_Data lines_.
● ● ●

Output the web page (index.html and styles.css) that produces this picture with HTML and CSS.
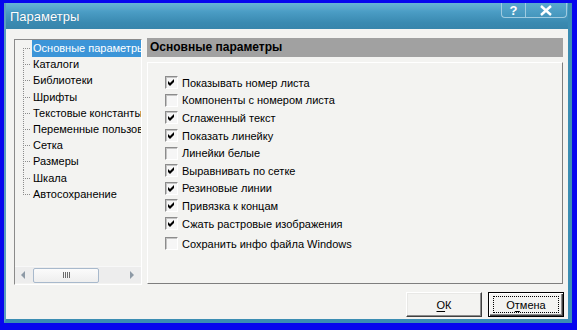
FILE: index.html
```html
<!DOCTYPE html>
<html lang="ru">
<head>
<meta charset="utf-8">
<title>Параметры</title>
<link rel="stylesheet" href="styles.css">
</head>
<body>
<div class="window">
  <div class="titlebar">
    <span class="title">Параметры</span>
    <div class="tbtns">
      <span class="tbtn help">?</span>
      <span class="tbtn close">
        <svg width="14" height="11" viewBox="0 0 14 11"><path d="M2 1 L12 10 M12 1 L2 10" stroke="#fff" stroke-width="2.4" fill="none"/></svg>
      </span>
    </div>
  </div>
  <div class="client">
    <div class="main">
      <div class="tree">
        <ul class="items">
          <li class="item first"><span class="label sel">Основные параметры</span></li>
          <li class="item"><span class="label">Каталоги</span></li>
          <li class="item"><span class="label">Библиотеки</span></li>
          <li class="item"><span class="label">Шрифты</span></li>
          <li class="item"><span class="label">Текстовые константы</span></li>
          <li class="item"><span class="label">Переменные пользователя</span></li>
          <li class="item"><span class="label">Сетка</span></li>
          <li class="item"><span class="label">Размеры</span></li>
          <li class="item"><span class="label">Шкала</span></li>
          <li class="item last"><span class="label">Автосохранение</span></li>
        </ul>
        <div class="hscroll">
          <span class="arrow left"></span>
          <span class="thumb"><span class="grip"></span></span>
          <span class="arrow right"></span>
        </div>
      </div>
      <div class="panel">
        <div class="phead">Основные параметры</div>
        <div class="frame">
          <label class="row"><span class="cb on"><svg width="11" height="11" viewBox="0 0 11 11"><polygon points="2,4 4,6 8,2 8,5 4,9 2,7" fill="#000"/></svg></span>Показывать номер листа</label>
          <label class="row"><span class="cb"></span>Компоненты с номером листа</label>
          <label class="row"><span class="cb on"><svg width="11" height="11" viewBox="0 0 11 11"><polygon points="2,4 4,6 8,2 8,5 4,9 2,7" fill="#000"/></svg></span>Сглаженный текст</label>
          <label class="row"><span class="cb on"><svg width="11" height="11" viewBox="0 0 11 11"><polygon points="2,4 4,6 8,2 8,5 4,9 2,7" fill="#000"/></svg></span>Показать линейку</label>
          <label class="row"><span class="cb"></span>Линейки белые</label>
          <label class="row"><span class="cb on"><svg width="11" height="11" viewBox="0 0 11 11"><polygon points="2,4 4,6 8,2 8,5 4,9 2,7" fill="#000"/></svg></span>Выравнивать по сетке</label>
          <label class="row"><span class="cb on"><svg width="11" height="11" viewBox="0 0 11 11"><polygon points="2,4 4,6 8,2 8,5 4,9 2,7" fill="#000"/></svg></span>Резиновые линии</label>
          <label class="row"><span class="cb on"><svg width="11" height="11" viewBox="0 0 11 11"><polygon points="2,4 4,6 8,2 8,5 4,9 2,7" fill="#000"/></svg></span>Привязка к концам</label>
          <label class="row"><span class="cb on"><svg width="11" height="11" viewBox="0 0 11 11"><polygon points="2,4 4,6 8,2 8,5 4,9 2,7" fill="#000"/></svg></span>Сжать растровые изображения</label>
          <label class="row lastrow"><span class="cb"></span>Сохранить инфо файла Windows</label>
        </div>
      </div>
    </div>
    <div class="buttons">
      <button class="btn"><u>О</u>К</button>
      <button class="btn default"><span class="focus">О<u>т</u>мена</span></button>
    </div>
  </div>
</div>
</body>
</html>
```

FILE: styles.css
```css
* { box-sizing: border-box; }
html, body {
  margin: 0;
  padding: 0;
}
body {
  width: 577px;
  height: 330px;
  background: #0606ee;
  font-family: "Liberation Sans", Arial, sans-serif;
  font-size: 11px;
  color: #000;
  overflow: hidden;
}
.window {
  margin: 3px 5px 0 4px;
  width: 568px;
  height: 320px;
  border-left: 2px solid #5b9fbf;
  border-right: 4px solid #3b8db3;
  border-bottom: 4px solid #3b8db3;
  display: flex;
  flex-direction: column;
  background: #f3f3f1;
}
.titlebar {
  height: 26px;
  flex: none;
  display: flex;
  align-items: flex-start;
  background: linear-gradient(to bottom, #67b3d6 0%, #4a9cc4 35%, #3a8ab1 75%, #3785ab 100%);
}
.title {
  align-self: center;
  padding-left: 4px;
  color: #fff;
  font-size: 13px;
  text-shadow: 0 0 1px rgba(0,40,80,0.4);
}
.tbtns {
  margin-left: auto;
  margin-right: 1px;
  display: flex;
}
.tbtn {
  height: 15px;
  display: flex;
  align-items: center;
  justify-content: center;
  color: #fff;
  font-weight: bold;
  font-size: 13px;
  border: 1px solid #9fcbe0;
  border-top: none;
  background: linear-gradient(to bottom, #5aa9cf, #4596bd);
}
.help {
  width: 24px;
  border-radius: 0 0 0 4px;
  border-right: none;
}
.close {
  width: 42px;
  border-radius: 0 0 4px 0;
}
.client {
  flex: 1;
  display: flex;
  flex-direction: column;
  padding: 9px 4px 0 8px;
}
.main {
  display: flex;
  gap: 5px;
  height: 247px;
}
.tree {
  margin-top: 1px;
  width: 128px;
  height: 246px;
  border: 1px solid;
  border-color: #8a8a8a #ffffff #ffffff #8a8a8a;
  display: flex;
  flex-direction: column;
  overflow: hidden;
}
.items {
  list-style: none;
  margin: 0;
  padding: 0;
  flex: 1;
}
.item {
  height: 16.2px;
  line-height: 16px;
  padding-left: 17px;
  white-space: nowrap;
  background-image:
    repeating-linear-gradient(to bottom, #8c8c8c 0 1px, transparent 1px 2px),
    repeating-linear-gradient(to right, #8c8c8c 0 1px, transparent 1px 2px);
  background-size: 1px 100%, 8px 1px;
  background-position: 8px 0, 8px 8px;
  background-repeat: no-repeat;
}
.item.first {
  background-size: 1px 50%, 8px 1px;
  background-position: 8px 100%, 8px 8px;
}
.item.last {
  background-size: 1px 8px, 8px 1px;
  background-position: 8px 0, 8px 8px;
}
.label {
  display: inline-block;
  padding: 0 1px;
  height: 17px;
  line-height: 17px;
}
.label.sel {
  background: #3c95d8;
  color: #fff;
}
.hscroll {
  height: 17px;
  margin-bottom: 1px;
  flex: none;
  display: flex;
  align-items: center;
  background: #ededed;
  border-top: 1px solid #f8f8f8;
}
.arrow {
  width: 0;
  height: 0;
  border-top: 4px solid transparent;
  border-bottom: 4px solid transparent;
}
.arrow.left {
  margin-left: 6px;
  border-right: 4px solid #8e9aa6;
}
.arrow.right {
  margin-left: auto;
  margin-right: 7px;
  border-left: 4px solid #8e9aa6;
}
.thumb {
  margin-left: 8px;
  width: 66px;
  height: 15px;
  border: 1px solid #a8b9cc;
  border-radius: 2px;
  background: linear-gradient(to bottom, #fbfbfb, #eeeeee);
  display: flex;
  align-items: center;
  justify-content: center;
}
.grip {
  width: 7px;
  height: 6px;
  background: repeating-linear-gradient(to right, #6c6c6c 0 1px, transparent 1px 2px);
}
.panel {
  width: 416px;
  display: flex;
  flex-direction: column;
}
.phead {
  height: 19px;
  flex: none;
  background: #a1a1a1;
  font-weight: bold;
  font-size: 12px;
  line-height: 19px;
  padding-left: 3px;
}
.frame {
  margin-top: 5px;
  height: 222px;
  border: 1px solid;
  border-color: #ffffff #7e7e7e #7e7e7e #ffffff;
  padding: 11px 0 0 17px;
  display: flex;
  flex-direction: column;
}
.row {
  height: 17.6px;
  display: flex;
  align-items: center;
  gap: 4px;
  white-space: nowrap;
}
.row.lastrow {
  margin-top: 2.5px;
}
.cb {
  width: 13px;
  height: 13px;
  flex: none;
  background: #f6f6f6;
  border: 1px solid;
  border-color: #8c8c8c #ffffff #ffffff #8c8c8c;
  box-shadow: inset 1px 1px 0 #c4c4c4;
  display: flex;
  align-items: center;
  justify-content: center;
}
.cb svg {
  display: block;
}
.buttons {
  margin-top: 7px;
  display: flex;
  justify-content: flex-end;
  gap: 6px;
}
.btn {
  width: 76px;
  height: 25px;
  font-family: "Liberation Sans", Arial, sans-serif;
  font-size: 11px;
  color: #000;
  background: #f3f3f1;
  border: 1px solid;
  border-color: #ffffff #404040 #404040 #ffffff;
  box-shadow: inset -1px -1px 0 #8c8c8c, inset 1px 1px 0 #e8e8e6;
  padding: 0;
  display: flex;
  align-items: center;
  justify-content: center;
}
.btn u {
  text-decoration-thickness: 1px;
  text-underline-offset: 2px;
}
.btn.default {
  border: 1px solid #000;
  box-shadow: inset 1px 1px 0 #ffffff, inset -1px -1px 0 #404040, inset -2px -2px 0 #8c8c8c;
}
.focus {
  width: 66px;
  height: 17px;
  border: 1px dotted #000;
  display: flex;
  align-items: center;
  justify-content: center;
}
```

● ● ●

Scan the listing above and copy all lines containing the word "index".

_Solution for this exercise_.
Output the web page (index.html and styles.css) that produces this picture with HTML and CSS.
FILE: index.html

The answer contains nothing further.